How do I know if my ACD needs replacing?
Key indicators that a technology review is warranted include: the system is more than 5–7 years old; you cannot support remote or hybrid agents effectively; integration with your CRM or WFM tools is limited or requires workarounds; reporting capabilities don't meet your management needs; the vendor is reducing support for your version; or you cannot add digital channels without significant additional investment. If multiple of these apply, a technology review should be a near-term priority.
Where to Next
Summary: Automatic Call Distributor - ACD
The ACD is the routing engine that makes organised contact centre operations possible. It receives every inbound call, applies routing logic, manages queues, monitors agent availability, and connects callers to the most appropriate available agent. Without it, a contact centre is simply a phone number — with it, you have the infrastructure to deliver consistent, efficient, measurable customer service at scale.

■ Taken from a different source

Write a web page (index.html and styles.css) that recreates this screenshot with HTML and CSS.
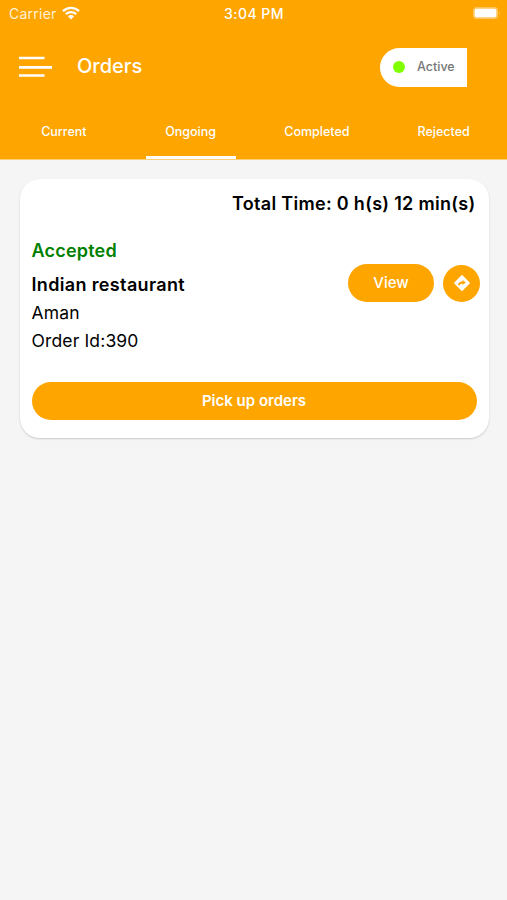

Modern ACD platforms — particularly cloud-based CCaaS solutions — extend well beyond basic routing to encompass omnichannel contact management, AI-assisted routing, real-time and historical reporting, and deep integration with CRM and workforce management systems. Choosing the right platform, configuring it well, and reviewing routing rules regularly are among the highest-leverage operational decisions a contact centre manager can make.
The ACD works in concert with the IVR — the IVR captures caller intent, the ACD acts on it. Together they determine the first experience every customer has when they call your organisation. Getting both right is foundational to delivering the customer experience you intend to provide.